Define the error state and control error
$$ \begin{gather*} e = x - x_d \\ v = u - u_d \end{gather*} $$then
$$ \begin{split} \dot{e} &= \dot{x} - \dot{x}_d \\ &= f(x_d+e, u_d+v) - f(x_d, u_d) \\ &\approx \frac{\partial f}{\partial x}\Big|_{x=x_d} e + \frac{\partial f}{\partial u}\Big|_{u=u_d} u \\ &= Ae + Bv \end{split} $$Use LQR to solve $v = -K e$ and the control is
$$ u = -K(x - x_d) + u_d $$Constrained Optimal Control
Consider optimal control problems subject to constraints $|u(t)| \le 1$
Pontryagin’s Minimum Principle
The optimal control must minimize the Hamiltonian:
$$ H(x^*(t), u^*(t) + \delta u(t), \lambda^*(t), t) \ge H(x^*(t), u^*(t), \lambda^*(t), t) $$Minimum-Time Problems
Consider a linear system
$$ \dot{x} = Ax + Bu, \quad x(0) = x_0 $$with a single control $u$ constrained by $|u(t)| \le 1$ and is required to reach to origin $x(t_f) = 0$ in minimum time. The cost function is then
$$ J = \int_{t_0}^{t_f} (1) dt $$So the Hamiltonian is $H = 1+ \lambda^T(Ax + Bu)$. According to the minimum principle, we have
$$ \begin{gather*} u^* = +1, \quad \text{if } \lambda^TB < 0 \\ u^* = -1, \quad \text{if } \lambda^TB > 0 \end{gather*} $$where $\lambda^TB$ is called the switching function. This is an example of bang-bang control since the control is always at its max or min.

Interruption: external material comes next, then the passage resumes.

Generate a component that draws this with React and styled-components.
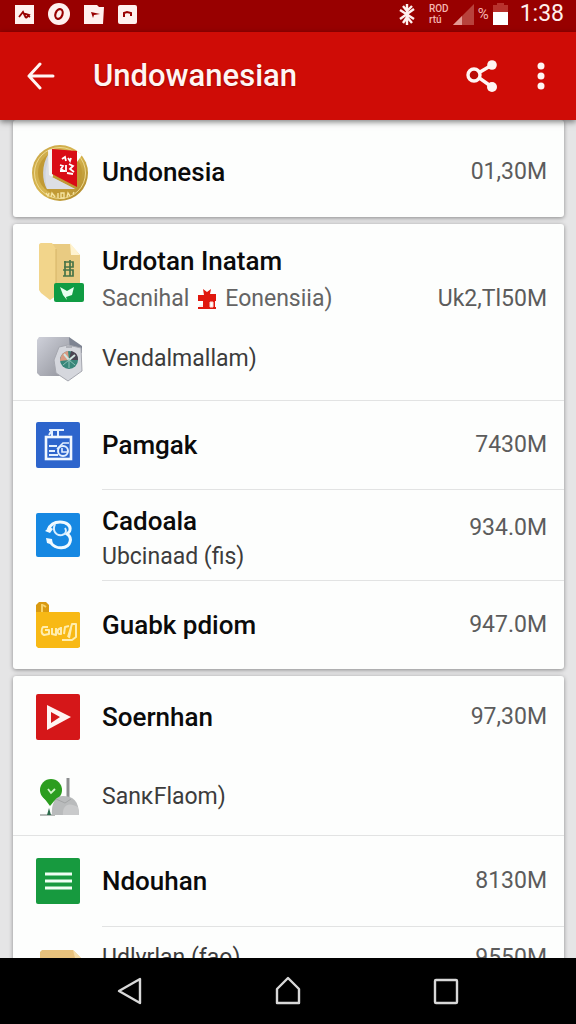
import React from "react";
import styled, { createGlobalStyle } from "styled-components";

const GlobalStyle = createGlobalStyle`
  * {
    box-sizing: border-box;
  }
  body {
    margin: 0;
    background: #e5e5e6;
    font-family: Roboto, "Noto Sans", sans-serif;
  }
  button {
    display: flex;
    align-items: center;
    justify-content: center;
    padding: 0;
    border: 0;
    background: none;
    cursor: pointer;
  }
  svg {
    display: block;
  }
`;

const Screen = styled.div`
  display: flex;
  flex-direction: column;
  height: 100vh;
  overflow: hidden;
`;

const StatusBar = styled.div`
  display: flex;
  flex: none;
  align-items: center;
  justify-content: space-between;
  height: 32px;
  padding: 0 12px 4px 14px;
  background: #980000;
  color: #ffeeec;
`;

const StatusGroup = styled.div`
  display: flex;
  align-items: center;
  gap: ${(props) => props.$gap}px;
`;

const Carrier = styled.div`
  margin-left: 8px;
  font-size: 10px;
  font-weight: 500;
  line-height: 11px;
  color: #f3b5b0;
`;

const Percent = styled.span`
  font-size: 15px;
  color: #f3b5b0;
`;

const Clock = styled.time`
  margin-left: 8px;
  font-size: 23px;
  line-height: 28px;
`;

const AppBar = styled.header`
  display: flex;
  flex: none;
  align-items: center;
  height: 88px;
  padding: 0 14px 0 20px;
  background: #cf0c06;
  color: #fff5f3;
  box-shadow: 0 2px 6px rgba(0, 0, 0, 0.5);
  z-index: 1;
`;

const BarButton = styled.button`
  width: ${(props) => props.$width}px;
  height: 48px;
  color: inherit;
`;

const Title = styled.h1`
  flex: 1;
  margin: 0 0 0 31px;
  font-size: 31px;
  font-weight: 500;
  line-height: 40px;
  text-shadow: 0 1px 2px rgba(90, 0, 0, 0.5);
`;

const Content = styled.main`
  flex: 1;
  min-height: 0;
  padding: 0 12px 0 13px;
  overflow: hidden;
`;

const Card = styled.section`
  margin-bottom: 7px;
  border-radius: 3px;
  background: #fdfefd;
  box-shadow: 0 1px 4px rgba(0, 0, 0, 0.4);
`;

const Row = styled.div`
  display: grid;
  grid-template-columns: 67px 1fr auto;
  align-items: ${(props) => (props.$top ? "start" : "center")};
  height: ${(props) => props.$height}px;
  padding: ${(props) => props.$top || 0}px 17px 0 22px;
`;

const Divider = styled.hr`
  height: 1px;
  margin: 0 0 0 ${(props) => (props.$inset ? 89 : 0)}px;
  border: 0;
  background: #e2e3e3;
`;

const TwoLines = styled.div`
  padding-top: ${(props) => props.$top || 0}px;
`;

const Name = styled.div`
  font-size: 26px;
  font-weight: 500;
  line-height: ${(props) => props.$line || 38}px;
  color: #0b0b0b;
  white-space: nowrap;
`;

const Detail = styled.div`
  display: flex;
  align-items: center;
  gap: 8px;
  font-size: 23px;
  line-height: ${(props) => props.$line || 38}px;
  color: ${(props) => (props.$dark ? "#3c3c3c" : "#646464")};
  white-space: nowrap;
`;

const Amount = styled.div`
  align-self: ${(props) => props.$align || "center"};
  font-size: 23px;
  line-height: ${(props) => props.$line || 38}px;
  color: #5c5c5c;
`;

const Medal = styled.svg`
  margin-left: -4px;
`;

const NavBar = styled.nav`
  display: flex;
  flex: none;
  justify-content: center;
  height: 66px;
  background: #000;
  z-index: 1;
`;

const NavButton = styled.button`
  flex: 1;
  max-width: 158px;
`;

const MedalIcon = () => (
  <Medal width="58" height="60" viewBox="0 0 58 60">
    <defs>
      <linearGradient id="gold" x1="0" y1="0" x2="1" y2="1">
        <stop offset="0" stopColor="#c9a648" />
        <stop offset="0.5" stopColor="#d8b64f" />
        <stop offset="1" stopColor="#a98225" />
      </linearGradient>
    </defs>
    <circle cx="29" cy="30" r="28" fill="url(#gold)" />
    <circle cx="29" cy="30" r="25.500" fill="none" stroke="#eed98f" />
    <circle cx="29" cy="30" r="22" fill="#c19a35" />
    <path d="M18 10C10 22 11 38 16 46h28L20 34z" fill="#cfd3dc" />
    <path d="M18 7l3 1v26l23 12H16c-2-8-2-18 0-24z" fill="#dcdee4" />
    <path d="M17 7l5-1v28l-4-2z" fill="#f7f4f3" />
    <path d="M21 6l25 2v36L21 31z" fill="#d90c16" />
    <path d="M46 8l5 4-5 7z" fill="#fff" />
    <path
      d="M31 16l3-2 1 4M37 15l2 3 1-3M29 22l3 1-2 3 3 2M35 22v7M38 21l4 2-3 3 4 3M29 28h5M36 30l6 1"
      fill="none"
      stroke="#fff"
      strokeWidth="1.800"
    />
    <path
      d="M15 50l2 3 1-3M20 54l1-4 3 4M27 50v5M30 50h3v5h-3zM36 54l1-4 2 3M42 51l1-2"
      fill="none"
      stroke="#f5e3a0"
      strokeWidth="1.400"
    />
  </Medal>
);

const FolderIcon = () => (
  <svg width="50" height="60" viewBox="0 0 50 60">
    <path d="M6 2h29l10 11v36H6z" fill="#e9cb82" />
    <path d="M4 3c0-1 1-2 2-2h11l4 6v47l-6 4-9-7-2-3z" fill="#f2d58b" />
    <path d="M21 7v44" stroke="#d6b467" />
    <path d="M35 1l10 12H36z" fill="#fff3cf" />
    <path
      d="M30 19v15M35 18v16M29 20h9v5h-9M28 28h10v6h-10"
      fill="none"
      stroke="#477448"
      strokeWidth="1.700"
    />
    <rect x="19" y="41" width="30" height="19" rx="2" fill="#109c43" />
    <path d="M25 45l7 4 7-4-2 8-6 2 1 3-4-5z" fill="#e8fff0" />
  </svg>
);

const ShieldIcon = () => (
  <svg width="48" height="46" viewBox="0 0 48 46">
    <defs>
      <linearGradient id="silver" x1="0" y1="0" x2="1" y2="1">
        <stop offset="0" stopColor="#cfd1da" />
        <stop offset="1" stopColor="#8e9098" />
      </linearGradient>
    </defs>
    <path d="M4 1h30l3 5v34H5l-3-3V4z" fill="url(#silver)" />
    <path d="M34 1l13 9v7H35z" fill="#7e8492" />
    <path d="M24 11l9-2 13 3 1 23-14 10-12-8-2-13z" fill="#d5d7dd" stroke="#a5a7af" />
    <circle cx="34" cy="24" r="9" fill="#39877a" />
    <path d="M34 24l-9 1c0-5 3-9 8-10z" fill="#d99a82" />
    <path d="M34 24l2-9c5 1 7 4 7 9z" fill="#4b4453" />
    <path d="M29 18l5 6 6-5" fill="none" stroke="#cfe5df" strokeWidth="2" />
    <path d="M34 23v9M28 29l6-5 6 5" fill="none" stroke="#8fc2b7" />
    <path d="M31 11h6" stroke="#8a8c94" />
  </svg>
);

const CaseIcon = () => (
  <svg width="46" height="48" viewBox="0 0 46 48">
    <rect x="1" y="1" width="44" height="46" rx="2" fill="#2d65cc" />
    <path d="M14 9h15M17 9v7M23 9v7M14 14l3-5" fill="none" stroke="#e3f0ff" strokeWidth="2" />
    <rect x="11" y="16" width="25" height="22" fill="none" stroke="#f1f8ff" strokeWidth="2.600" />
    <path d="M14 25h8M14 30h6M14 34h9" stroke="#e3f0ff" strokeWidth="2" />
    <circle cx="28" cy="30" r="5" fill="none" stroke="#e3f0ff" strokeWidth="2" />
    <path d="M22 28l6-6h6M27 27v4h5" fill="none" stroke="#e3f0ff" strokeWidth="1.600" />
  </svg>
);

const SyncIcon = () => (
  <svg width="46" height="46" viewBox="0 0 46 46">
    <rect x="1" y="1" width="44" height="44" rx="2" fill="#1688e2" />
    <path
      d="M13 18c2-5 6-8 12-8 7 0 11 4 10 8 0 2-2 3-3 4 3 2 4 5 3 8-2 7-14 8-19 1"
      fill="none"
      stroke="#f0faff"
      strokeWidth="3"
    />
    <path d="M20 12c-3 7 1 12 7 11 4-1 5-4 3-7" fill="none" stroke="#d9efff" strokeWidth="2" />
    <path d="M10 19l5-4 3 2-3 4zM11 26l6 1 1 6-6-2z" fill="#f0faff" />
  </svg>
);

const YellowFolderIcon = () => (
  <svg width="46" height="48" viewBox="0 0 46 48">
    <path d="M1 13V4l3-3h7l3 3v9z" fill="#d99a12" />
    <path d="M7 3v8M8 4l3 2" stroke="#f8d36a" strokeWidth="2" />
    <path d="M1 11h43l1 1v34l-2 1H3l-2-2z" fill="#f8b915" />
    <path
      d="M13 26H8c-2 2-2 7 1 8l5-1v-4h-4M17 27v6l4 1V27M26 27c-5 1-4 7 0 6v-7M29 33l1-7 4-1M33 36l4-13h4v13l-4 3H27M36 27l-2 10"
      fill="none"
      stroke="#ffedae"
      strokeWidth="2"
      strokeLinejoin="round"
    />
  </svg>
);

const PlayIcon = () => (
  <svg width="46" height="48" viewBox="0 0 46 48">
    <rect x="1" y="1" width="44" height="46" rx="2" fill="#d51719" />
    <path d="M12 12l24 12-24 13zM16 19v11l9-6z" fill="#fff4f2" fillRule="evenodd" />
  </svg>
);

const TreeIcon = () => (
  <svg width="46" height="40" viewBox="0 0 46 40">
    <path d="M5 38h15" stroke="#b6bab8" strokeWidth="2" />
    <path d="M14 31l2 7h-4z" fill="#2b6b4b" />
    <circle cx="16" cy="13" r="11" fill="#2c9d1f" />
    <path d="M6 17l9 12 10-12z" fill="#2c9d1f" />
    <path d="M13 12l3 4 4-4" fill="none" stroke="#d3f5ca" strokeWidth="1.800" />
    <path d="M33 1v19" stroke="#8d8f90" strokeWidth="3" />
    <path d="M17 38c-1-11 3-19 11-19 10 0 16 5 16 19z" fill="#b9bbbc" />
    <path d="M28 38c-1-9 5-14 15-8l1 8z" fill="#c9cacb" />
    <path d="M21 22l9 4 6-4" fill="none" stroke="#a3a5a6" />
  </svg>
);

const ListIcon = () => (
  <svg width="46" height="48" viewBox="0 0 46 48">
    <rect x="1" y="1" width="44" height="46" rx="2" fill="#179a3f" />
    <path d="M10 17h27M10 24h27M10 31h27" stroke="#effff3" strokeWidth="3" />
  </svg>
);

const FileIcon = () => (
  <svg width="48" height="60" viewBox="0 0 48 60">
    <path d="M5 13l2-2h31l8 8v36H5z" fill="#e8c27d" />
    <path d="M38 11l8 8h-6z" fill="#f4dca8" />
  </svg>
);

const CrossIcon = () => (
  <svg width="20" height="22" viewBox="0 0 20 22">
    <path d="M6 1l4 3 4-3-1 5h6v7h-1v6h1v2H1v-2h5v-6H1V7h6z" fill="#e0180e" />
    <path d="M13 14h3v5h-3zM2 18h4" fill="#fff" stroke="#ffd9d4" />
  </svg>
);

const App = () => (
  <Screen>
    <GlobalStyle />
    <StatusBar>
      <StatusGroup $gap={13}>
        <svg width="21" height="21" viewBox="0 0 21 21">
          <path d="M1 1h19v19H1z" fill="#fff1ef" />
          <path d="M5 13l4-5 3 6M9 9l6 2-3 3M13 11l3 2" fill="none" stroke="#980000" strokeWidth="1.800" />
        </svg>
        <svg width="22" height="22" viewBox="0 0 22 22">
          <circle cx="11" cy="11" r="11" fill="#fff1ef" />
          <ellipse cx="11" cy="11" rx="3.500" ry="5" fill="none" stroke="#980000" strokeWidth="2.200" transform="rotate(20 11 11)" />
        </svg>
        <svg width="21" height="21" viewBox="0 0 21 21">
          <path d="M1 1h13l2 2h5l-1 17H1z" fill="#fff1ef" />
          <path d="M8 8l9 2-6 1-1 3z" fill="#980000" />
        </svg>
        <svg width="21" height="21" viewBox="0 0 21 21">
          <rect x="1" y="1" width="19" height="19" rx="2" fill="#fff1ef" />
          <path d="M7 13V9l3-1 4 1v3" fill="none" stroke="#980000" strokeWidth="2" />
        </svg>
      </StatusGroup>
      <StatusGroup $gap={4}>
        <svg width="19" height="23" viewBox="0 0 19 23">
          <path
            d="M9 1v21M2 7l14 9M2 16L16 6M5 3l4 5 5-5M5 20l4-6 5 6"
            fill="none"
            stroke="#fff1ef"
            strokeWidth="2.400"
          />
        </svg>
        <Carrier>
          ROD
          <br />
          rtú
        </Carrier>
        <svg width="21" height="21" viewBox="0 0 21 21">
          <path d="M21 0v21H0z" fill="#b8423c" />
          <path d="M9 12v9H0z" fill="#e39a94" />
        </svg>
        <Percent>%</Percent>
        <svg width="15" height="22" viewBox="0 0 15 22">
          <path d="M4 0h7v2h4v8H0V2h4z" fill="#b8322d" />
          <path d="M0 9h15v13H0z" fill="#fff" />
        </svg>
        <Clock>1:38</Clock>
      </StatusGroup>
    </StatusBar>

    <AppBar>
      <BarButton $width={42} aria-label="Back">
        <svg width="28" height="28" viewBox="0 0 28 28">
          <path
            d="M13 2L2 14l11 12M2 14h24"
            fill="none"
            stroke="currentColor"
            strokeWidth="3"
            strokeLinecap="round"
            strokeLinejoin="round"
          />
        </svg>
      </BarButton>
      <Title>Undowanesian</Title>
      <BarButton $width={76} aria-label="Share">
        <svg width="32" height="34" viewBox="0 0 32 34">
          <path d="M26 6L9 16l17 12" fill="none" stroke="currentColor" strokeWidth="3.400" />
          <circle cx="8" cy="16" r="6" fill="#b90b06" stroke="currentColor" strokeWidth="3.400" />
          <circle cx="26" cy="6" r="4.800" fill="currentColor" />
          <circle cx="26" cy="28" r="5" fill="currentColor" />
        </svg>
      </BarButton>
      <BarButton $width={42} aria-label="More options">
        <svg width="8" height="28" viewBox="0 0 8 28">
          <circle cx="4" cy="4" r="3.500" fill="currentColor" />
          <circle cx="4" cy="14" r="3.500" fill="currentColor" />
          <circle cx="4" cy="24" r="3.500" fill="currentColor" />
        </svg>
      </BarButton>
    </AppBar>

    <Content>
      <Card>
        <Row $height={97} $top={23}>
          <MedalIcon />
          <Name $line={58}>Undonesia</Name>
          <Amount $align="start" $line={58}>
            01,30M
          </Amount>
        </Row>
      </Card>

      <Card>
        <Row $height={94} $top={18}>
          <FolderIcon />
          <TwoLines>
            <Name>Urdotan Inatam</Name>
            <Detail>
              Sacnihal <CrossIcon /> Eonensiia)
            </Detail>
          </TwoLines>
          <Amount $align="end">Uk2,Tl50M</Amount>
        </Row>
        <Row $height={82}>
          <ShieldIcon />
          <Detail $dark>Vendalmallam)</Detail>
        </Row>
        <Divider />
        <Row $height={88}>
          <CaseIcon />
          <Name>Pamgak</Name>
          <Amount>7430M</Amount>
        </Row>
        <Divider $inset />
        <Row $height={90}>
          <SyncIcon />
          <TwoLines $top={8}>
            <Name $line={36}>Cadoala</Name>
            <Detail $dark $line={36}>
              Ubcinaad (fis)
            </Detail>
          </TwoLines>
          <Amount $align="start" $line={76}>
            934.0M
          </Amount>
        </Row>
        <Divider $inset />
        <Row $height={88}>
          <YellowFolderIcon />
          <Name>Guabk pdiom</Name>
          <Amount>947.0M</Amount>
        </Row>
      </Card>

      <Card>
        <Row $height={82}>
          <PlayIcon />
          <Name>Soernhan</Name>
          <Amount>97,30M</Amount>
        </Row>
        <Row $height={77}>
          <TreeIcon />
          <Detail $dark>SanĸFlaom)</Detail>
        </Row>
        <Divider />
        <Row $height={90}>
          <ListIcon />
          <Name>Ndouhan</Name>
          <Amount>8130M</Amount>
        </Row>
        <Divider $inset />
        <Row $height={88} $top={12}>
          <FileIcon />
          <Detail $dark>Udlvrlan (fao)</Detail>
          <Amount $align="start">9550M</Amount>
        </Row>
      </Card>
    </Content>

    <NavBar>
      <NavButton aria-label="Back">
        <svg width="28" height="30" viewBox="0 0 28 30">
          <path d="M24 3v24L3 15z" fill="none" stroke="#d8d8d8" strokeWidth="2.400" strokeLinejoin="round" />
        </svg>
      </NavButton>
      <NavButton aria-label="Home">
        <svg width="28" height="30" viewBox="0 0 28 30">
          <path d="M3 27V13L14 2l11 11v14z" fill="none" stroke="#d8d8d8" strokeWidth="2.400" strokeLinejoin="round" />
        </svg>
      </NavButton>
      <NavButton aria-label="Recent apps">
        <svg width="26" height="28" viewBox="0 0 26 28">
          <rect x="2" y="3" width="22" height="23" rx="1" fill="none" stroke="#d8d8d8" strokeWidth="2.400" />
        </svg>
      </NavButton>
    </NavBar>
  </Screen>
);

export default App;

In addition, to ensure smoothness in the trajectory during transitions we need
$$ \begin{gather*} \lambda(t^-) = \lambda(t^+) \\ H(t^-) = H(t^+) \end{gather*} $$where $t$ is the time of transition. These conditions are called Weierstrass-Erdmann conditions
Minimum Control Effort Problems
Consider a nonlinear system with affine controls defined by
$$ \dot{x} = a(x(t),t) + B(x(t), t) u(t) $$where $B$ is a $n\times m$ matrix and $|u_i(t)| \le 1$ for $i=1,\dots,m$. The cost function is
$$ J = \int_{t_0}^{t_f} \left(\sum_{i=1}^m |u_i(t)|\right) dt $$Express $B$ as $[b_1 \,|\, b_2 \,|\, \cdots \,|\, b_n]$ and assume the components of $u$ are independent of one another, from the minimum principle we have
$$ u_i^* = \begin{cases} 1, & \text{for } \lambda^{*T}b_i < -1 \\ 0, & \text{for } -1 < \lambda^{*T}b_i < 1 \\ -1, & \text{for } 1 < \lambda^{*T}b_i \\ \ge 0, & \text{for } \lambda^{*T}b_i = -1 \\ \le 0, & \text{for } \lambda^{*T}b_i = 1 \end{cases} $$Singular Controls
Singular controls are controls that cannot be directly determined by either the optimality conditions or the minimum principle.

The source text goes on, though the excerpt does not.